Here are Two sample data analysis

Sample 1: 100,45,88,99

Sample 2: 44,33,101

Bivariate analysis

(X,Y)=(100,56),(23,84),(398,63),(56,42)


Types of Bivariate Analysis

Some of the common types of bivariate analysis include:

1. Scatter Plots: Scatterplot provides you with a visual idea of the pattern that your variables follow.

Graph-A simple scatterplot

2. Regression Analysis: Regression analysis is a catch-all term for a wide variety of tools that can be used to determine how your data points might be related. The points in the image above seem like they could follow an exponential curve (as opposed to a straight line). Regression analysis not only provides you an equation for that curve or line but also gives you the correlation coefficient.

3. Correlation Coefficients: Calculation of values for correlation coefficients are performed using a computer, although here, you can find the steps to find the correlation coefficient by hand. This coefficient acknowledges you if the variables are related. Basically, by ‘0’ means they aren't correlated (i.e. related in some way), while a ‘1’ (either positive or negative) means that the variables are perfectly correlated (i.e. they are perfectly in sync with each other).

FAQ (Frequently Asked Questions)

Question 1: What is the Importance of Doing Uni-variable Analysis of Variables before doing Multivariate Analysis Given the Fact that Outcomes of Multivariate Analyses are More Accurate?

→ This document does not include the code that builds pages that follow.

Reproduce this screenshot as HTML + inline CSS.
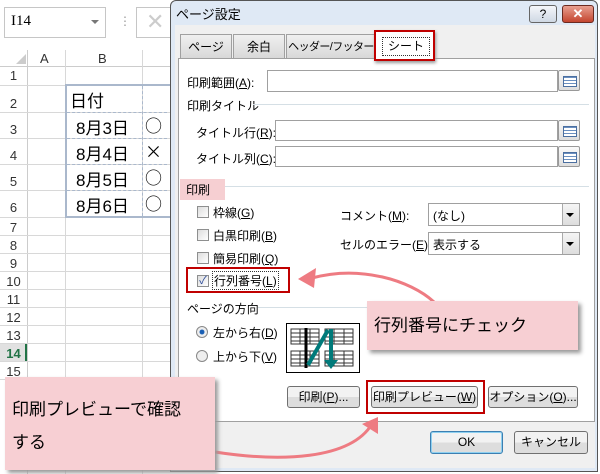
<!DOCTYPE html>
<html><head><meta charset="utf-8"><style>
*{margin:0;padding:0;box-sizing:border-box}
body{width:600px;height:474px;overflow:hidden;background:#fff;position:relative;font-family:"Liberation Sans","Noto Sans CJK JP",sans-serif;font-size:12px;color:#000}
.a{position:absolute}
.rh{position:absolute;left:0;width:27px;text-align:center;font-size:13px;color:#333}
.hl{position:absolute;left:0;width:170px;height:1px;background:#d8d8d8}
.vl{position:absolute;top:50px;width:1px;height:424px;background:#d8d8d8}
.inp{position:absolute;background:#fff;border:1px solid #a0a0a0}
.rb{position:absolute;width:22px;height:21px;border:1px solid #999;background:linear-gradient(#fafafa,#ddd);border-radius:2px}
.rb:after{content:"";position:absolute;left:4px;top:5px;width:12px;height:9px;background:repeating-linear-gradient(#6a8fc0 0 1px,#fff 1px 3px);border:1px solid #4b6fa0}
.cb{position:absolute;width:12px;height:12px;border:1px solid #8e8f8f;background:linear-gradient(135deg,#ddd,#fff)}
.btn{position:absolute;border:1px solid #707070;border-radius:3px;background:linear-gradient(#f2f2f2 50%,#dddddd 50%);text-align:center;font-size:12px;white-space:nowrap}
.tab{position:absolute;top:34px;height:24px;border:1px solid #a0a0a0;border-bottom:none;background:linear-gradient(#f0f0f0,#d8d8d8);text-align:center;line-height:24px;font-size:12px;white-space:nowrap;overflow:hidden}
.mk{font-family:"Noto Sans CJK JP",sans-serif;font-size:17px;position:absolute}
u{text-decoration:underline}
</style></head><body>
<!-- excel -->
<div class="a" style="left:4px;top:7px;width:102px;height:31px;border:1px solid #c6c6c6"></div>
<div class="a" style="left:11px;top:13px;font-size:15px;font-family:'Liberation Serif',serif">I14</div>
<div class="a" style="left:91px;top:20px;border:4px solid transparent;border-top:4px solid #777"></div>
<div class="a" style="left:119px;top:14px;color:#999;font-size:12px">⋮</div>
<div class="a" style="left:136px;top:7px;width:40px;height:31px;border:1px solid #c6c6c6"></div>
<div class="a" style="left:146px;top:9px;color:#ccc;font-size:22px">✕</div>
<div class="a" style="left:0;top:50px;width:170px;height:17px;background:#fff;border-bottom:1px solid #ccc"></div>
<div class="a" style="left:16px;top:54px;border:5px solid transparent;border-right-color:#ccc;border-bottom-color:#ccc"></div>
<div class="a" style="left:40px;top:51px;font-size:13px;color:#333">A</div>
<div class="a" style="left:98px;top:51px;font-size:13px;color:#333">B</div>
<div class="vl" style="left:27px;background:#ccc"></div><div class="vl" style="left:65px"></div><div class="vl" style="left:142px"></div>
<div class="hl" style="top:85px"></div><div class="hl" style="top:112px"></div><div class="hl" style="top:138px"></div><div class="hl" style="top:164px"></div><div class="hl" style="top:190px"></div><div class="hl" style="top:217px"></div><div class="hl" style="top:235px"></div><div class="hl" style="top:253px"></div><div class="hl" style="top:271px"></div><div class="hl" style="top:289px"></div><div class="hl" style="top:307px"></div><div class="hl" style="top:325px"></div><div class="hl" style="top:343px"></div><div class="hl" style="top:361px"></div><div class="hl" style="top:379px"></div>
<div class="rh" style="top:68px">1</div><div class="rh" style="top:96px">2</div><div class="rh" style="top:122px">3</div><div class="rh" style="top:148px">4</div><div class="rh" style="top:174px">5</div><div class="rh" style="top:200px">6</div><div class="rh" style="top:220px">7</div><div class="rh" style="top:238px">8</div><div class="rh" style="top:256px">9</div><div class="rh" style="top:274px">10</div><div class="rh" style="top:292px">11</div><div class="rh" style="top:310px">12</div><div class="rh" style="top:328px">13</div>
<div class="a" style="left:0;top:344px;width:27px;height:17px;background:#e1e1e1;border-right:2px solid #217346"></div>
<div class="rh" style="top:346px;color:#217346;font-weight:bold">14</div><div class="rh" style="top:364px">15</div>
<div class="a" style="left:65px;top:84px;width:110px;height:134px;border:2px solid #aab8cc"></div>
<div class="a" style="left:142px;top:86px;width:0;height:130px;border-left:1px dashed #aab8cc"></div>
<div class="a" style="left:67px;top:112px;width:100px;border-top:1px dashed #aab8cc"></div>
<div class="a" style="left:67px;top:138px;width:100px;border-top:1px dashed #aab8cc"></div>
<div class="a" style="left:67px;top:164px;width:100px;border-top:1px dashed #aab8cc"></div>
<div class="a" style="left:67px;top:190px;width:100px;border-top:1px dashed #aab8cc"></div>
<div class="a" style="left:70px;top:87px;font-size:17px">日付</div>
<div class="a" style="left:76px;top:114px;font-size:17px">8月3日</div><div class="mk" style="left:145px;top:112px">○</div>
<div class="a" style="left:76px;top:140px;font-size:17px">8月4日</div><div class="mk" style="left:145px;top:138px">×</div>
<div class="a" style="left:76px;top:166px;font-size:17px">8月5日</div><div class="mk" style="left:145px;top:164px">○</div>
<div class="a" style="left:76px;top:192px;font-size:17px">8月6日</div><div class="mk" style="left:145px;top:190px">○</div>
<!-- dialog -->
<div class="a" style="left:170px;top:0;width:428px;height:472px;background:#dfe9f5;border:1px solid #555;border-radius:6px 6px 0 0"></div>
<div class="a" style="left:176px;top:4px;font-size:13px">ページ設定</div>
<div class="a" style="left:529px;top:5px;width:28px;height:18px;border:1px solid #666;border-radius:3px;background:linear-gradient(#f5f7fa,#cfd8e4);text-align:center;font-size:12px;line-height:16px">?</div>
<div class="a" style="left:562px;top:5px;width:32px;height:18px;border:1px solid #6b2a20;border-radius:3px;background:linear-gradient(#e8a090,#c4452f);text-align:center;color:#fff;font-weight:bold;font-size:13px;line-height:16px">✕</div>
<div class="a" style="left:175px;top:25px;width:420px;height:443px;background:#f0f0f0"></div>
<div class="tab" style="left:180px;width:52px">ページ</div>
<div class="tab" style="left:233px;width:52px">余白</div>
<div class="tab" style="left:286px;width:90px;font-size:11px;letter-spacing:-0.6px">ヘッダー/フッター</div>
<div class="a" style="left:178px;top:58px;width:417px;height:364px;background:#fff;border:1px solid #a0a0a0"></div>
<div class="a" style="left:376px;top:31px;width:58px;height:28px;background:#fff"></div>
<div class="a" style="left:382px;top:37px;width:48px;height:19px;border:1px dotted #333;text-align:center;line-height:17px">シート</div>
<div class="a" style="left:374px;top:30px;width:61px;height:31px;border:2px solid #c00000;box-shadow:1px 2px 3px #999"></div>
<div class="a" style="left:187px;top:74px">印刷範囲(<u>A</u>):</div>
<div class="inp" style="left:267px;top:70px;width:291px;height:22px"></div><div class="rb" style="left:558px;top:70px"></div>
<div class="a" style="left:187px;top:97px">印刷タイトル</div>
<div class="a" style="left:253px;top:104px;width:336px;height:1px;background:#d5dfe5"></div>
<div class="a" style="left:196px;top:124px">タイトル行(<u>R</u>):</div>
<div class="inp" style="left:275px;top:120px;width:283px;height:21px"></div><div class="rb" style="left:558px;top:120px"></div>
<div class="a" style="left:196px;top:150px">タイトル列(<u>C</u>):</div>
<div class="inp" style="left:275px;top:146px;width:283px;height:21px"></div><div class="rb" style="left:558px;top:146px"></div>
<div class="a" style="left:180px;top:179px;width:45px;height:21px;background:#f6cfd2"></div>
<div class="a" style="left:186px;top:181px">印刷</div>
<div class="a" style="left:225px;top:186px;width:364px;height:1px;background:#d5dfe5"></div>
<div class="cb" style="left:197px;top:206px"></div><div class="a" style="left:213px;top:204px">枠線(<u>G</u>)</div>
<div class="cb" style="left:197px;top:229px"></div><div class="a" style="left:213px;top:227px">白黒印刷(<u>B</u>)</div>
<div class="cb" style="left:197px;top:252px"></div><div class="a" style="left:213px;top:250px">簡易印刷(<u>Q</u>)</div>
<div class="cb" style="left:197px;top:275px;font-size:11px;line-height:10px;color:#2a4a9a;text-align:center">✓</div>
<div class="a" style="left:212px;top:271px;border:1px dotted #333;padding:0 1px">行列番号(<u>L</u>)</div>
<div class="a" style="left:186px;top:267px;width:104px;height:26px;border:2px solid #c00000"></div>
<div class="a" style="left:340px;top:207px">コメント(<u>M</u>):</div>
<div class="inp" style="left:428px;top:203px;width:152px;height:23px;padding:3px 4px">(なし)</div>
<div class="a" style="left:340px;top:236px">セルのエラー(<u>E</u>):</div>
<div class="inp" style="left:428px;top:232px;width:152px;height:23px;padding:3px 4px">表示する</div>
<div class="a" style="left:562px;top:204px;width:17px;height:21px;background:linear-gradient(#f5f5f5,#ddd);border-left:1px solid #aaa"></div>
<div class="a" style="left:566px;top:213px;border:4px solid transparent;border-top:4px solid #000"></div>
<div class="a" style="left:562px;top:233px;width:17px;height:21px;background:linear-gradient(#f5f5f5,#ddd);border-left:1px solid #aaa"></div>
<div class="a" style="left:566px;top:242px;border:4px solid transparent;border-top:4px solid #000"></div>
<div class="a" style="left:187px;top:300px">ページの方向</div>
<div class="a" style="left:258px;top:307px;width:110px;height:1px;background:#d5dfe5"></div>
<div class="a" style="left:196px;top:326px;width:12px;height:12px;border-radius:50%;border:1px solid #888;background:radial-gradient(#1a5fb4 30%,#eee 40%)"></div>
<div class="a" style="left:213px;top:324px">左から右(<u>D</u>)</div>
<div class="a" style="left:196px;top:350px;width:12px;height:12px;border-radius:50%;border:1px solid #888;background:#eee"></div>
<div class="a" style="left:213px;top:348px">上から下(<u>V</u>)</div>
<svg class="a" style="left:286px;top:323px" width="74" height="50" viewBox="0 0 74 50">
<rect x="0.5" y="0.5" width="73" height="49" fill="#fff" stroke="#000"/>
<g fill="none" stroke="#333" stroke-width="1">
<rect x="5" y="6" width="28" height="15"/><rect x="39" y="6" width="28" height="15"/><rect x="5" y="28" width="28" height="15"/><rect x="39" y="28" width="28" height="15"/>
<path d="M5 10h28M5 14h28M5 18h28M39 10h28M39 14h28M39 18h28M5 32h28M5 36h28M5 40h28M39 32h28M39 36h28M39 40h28M14 6v15M24 6v15M48 6v15M58 6v15M14 28v15M24 28v15M48 28v15M58 28v15"/></g>
<path d="M20 5v40" stroke="#000" stroke-width="3"/>
<path d="M22 42L42 7" stroke="#007a7a" stroke-width="4"/>
<path d="M45 6v34" stroke="#007a7a" stroke-width="4"/>
<path d="M38 37l7 9 7-9z" fill="#007a7a"/>
</svg>
<div class="btn" style="left:287px;top:386px;width:73px;height:22px;line-height:20px">印刷(<u>P</u>)...</div>
<div class="btn" style="left:371px;top:386px;width:107px;height:22px;line-height:20px">印刷プレビュー(<u>W</u>)</div>
<div class="a" style="left:366px;top:380px;width:119px;height:34px;border:2px solid #c00000"></div>
<div class="btn" style="left:488px;top:386px;width:90px;height:22px;line-height:20px">オプション(<u>O</u>)...</div>
<div class="btn" style="left:430px;top:431px;width:73px;height:23px;line-height:21px;border-color:#3c7fb1;box-shadow:inset 0 0 0 1px #8ed0f0">OK</div>
<div class="btn" style="left:514px;top:431px;width:74px;height:23px;line-height:21px">キャンセル</div>
<!-- arrows -->
<svg class="a" style="left:0;top:0" width="600" height="474">
<path d="M434 302 C410 280,360 265,312 278" fill="none" stroke="#ee7b82" stroke-width="3"/>
<path d="M298 279 L316 268 L314 288 Z" fill="#ee7b82"/>
<path d="M215 452 C280 462,350 460,372 424" fill="none" stroke="#ee7b82" stroke-width="3"/>
<path d="M378 417 L362 424 L378 434 Z" fill="#ee7b82"/>
</svg>
<div class="a" style="left:367px;top:301px;width:211px;height:49px;background:#f7cfd3;box-shadow:3px 3px 4px #999;font-size:17px;line-height:49px;padding-left:7px">行列番号にチェック</div>
<div class="a" style="left:5px;top:377px;width:210px;height:93px;background:#f7cfd3;box-shadow:3px 3px 4px #999;font-size:17px;line-height:33px;padding:16px 0 0 7px">印刷プレビューで確認<br>する</div>
</body></html>
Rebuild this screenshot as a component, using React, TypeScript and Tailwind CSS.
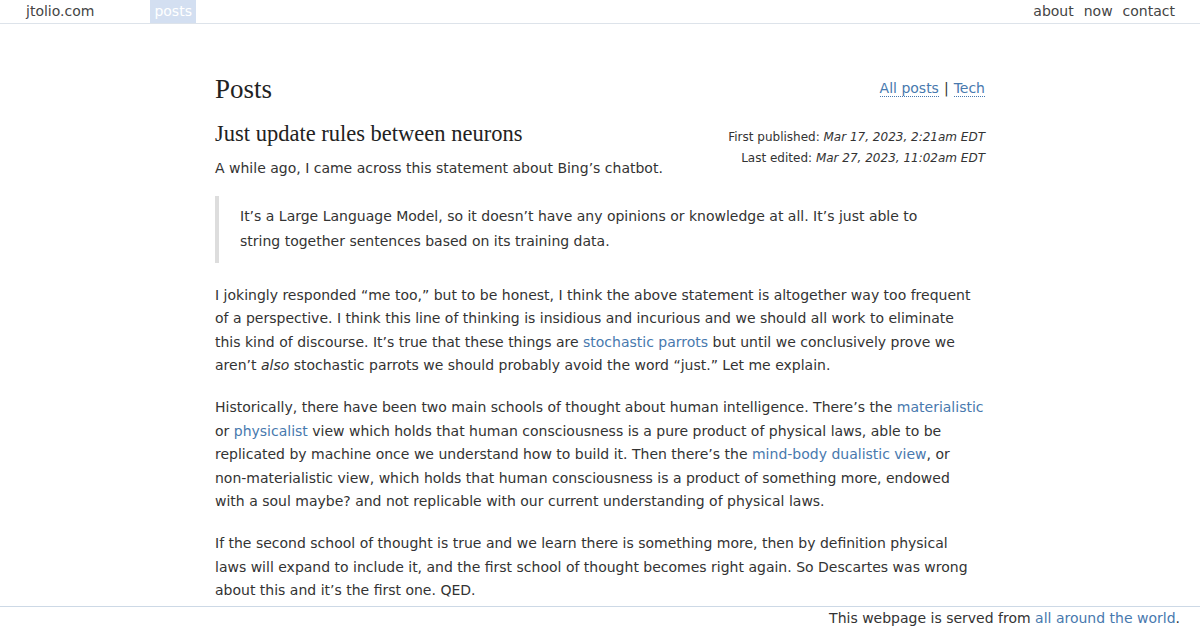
const sans = { fontFamily: '"DejaVu Sans", Verdana, sans-serif' };

const A = ({ children }: { children: React.ReactNode }) => (
  <a href="#" className="text-[#4879ae]">
    {children}
  </a>
);

export default function App() {
  return (
    <div
      className="flex flex-col h-[630px] overflow-hidden bg-white text-[#333]"
      style={sans}
    >
      <header className="flex items-center justify-between h-[24px] border-b border-[#dde3ea] text-[14px] text-[#444]">
        <div className="flex items-center h-full">
          <a href="#" className="ml-[26px]">jtolio.com</a>
          <a href="#" className="ml-[56px] h-full flex items-center px-[4px] bg-[#d3dff1] text-white">
            posts
          </a>
        </div>
        <nav className="flex gap-[10px] mr-[25px]">
          <a href="#">about</a>
          <a href="#">now</a>
          <a href="#">contact</a>
        </nav>
      </header>

      <main className="flex-1 overflow-hidden">
        <div className="w-[770px] mx-auto pt-[49px] text-[14px] leading-[23.5px]">
          <div className="flex items-center justify-between">
            <h1 className="text-[27px] leading-[32px] font-['Liberation_Serif',serif] text-[#222]">Posts</h1>
            <div>
              <a href="#" className="text-[#4879ae] border-b border-dotted border-[#4879ae]">All posts</a>
              <span className="mx-[5px]">|</span>
              <a href="#" className="text-[#4879ae] border-b border-dotted border-[#4879ae]">Tech</a>
            </div>
          </div>

          <div className="flex justify-between mt-[14px]">
            <div>
              <h2 className="text-[22.5px] leading-[30px] font-['Liberation_Serif',serif] text-[#222]">
                Just update rules between neurons
              </h2>
              <p className="mt-[8px]">A while ago, I came across this statement about Bing’s chatbot.</p>
            </div>
            <div className="text-right text-[12px] leading-[21px] pt-[7.5px]">
              <div>First published: <i>Mar 17, 2023, 2:21am EDT</i></div>
              <div>Last edited: <i>Mar 27, 2023, 11:02am EDT</i></div>
            </div>
          </div>

          <blockquote className="mt-[15px] mr-[40px] border-l-[4px] border-[#ddd] pl-[21px] py-[8.5px] leading-[25px]">
            It’s a Large Language Model, so it doesn’t have any opinions or knowledge at all. It’s just able to
            <br />
            string together sentences based on its training data.
          </blockquote>

          <p className="mt-[21px]">
            I jokingly responded “me too,” but to be honest, I think the above statement is altogether way too frequent
            <br />
            of a perspective. I think this line of thinking is insidious and incurious and we should all work to eliminate
            <br />
            this kind of discourse. It’s true that these things are <A>stochastic parrots</A> but until we conclusively prove we
            <br />
            aren’t <i>also</i> stochastic parrots we should probably avoid the word “just.” Let me explain.
          </p>

          <p className="mt-[18.5px]">
            Historically, there have been two main schools of thought about human intelligence. There’s the <A>materialistic</A>
            <br />
            or <A>physicalist</A> view which holds that human consciousness is a pure product of physical laws, able to be
            <br />
            replicated by machine once we understand how to build it. Then there’s the <A>mind-body dualistic view</A>, or
            <br />
            non-materialistic view, which holds that human consciousness is a product of something more, endowed
            <br />
            with a soul maybe? and not replicable with our current understanding of physical laws.
          </p>

          <p className="mt-[18.5px]">
            If the second school of thought is true and we learn there is something more, then by definition physical
            <br />
            laws will expand to include it, and the first school of thought becomes right again. So Descartes was wrong
            <br />
            about this and it’s the first one. QED.
          </p>
        </div>
      </main>

      <footer className="h-[24px] border-t border-[#cdd9e6] flex items-center justify-end pr-[20px] text-[14px]">
        <span>
          This webpage is served from <A>all around the world</A>.
        </span>
      </footer>
    </div>
  );
}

Solution: There is no need to do both. In fact, for a given research question, only one of the two is appropriate. 

Analyzing the data in various different ways is quite understandable, especially when doing “hypothesis-generating” research without having a clear hypothesis in mind. However, there lies a risk of p-hacking: if you analyze the data in 10 different ways.

A multivariable analysis is never more accurate than a simple t-test. In fact, the more simple the test would be more powerful. The main reason multivariable analysis is done is that you get to identify causal effects.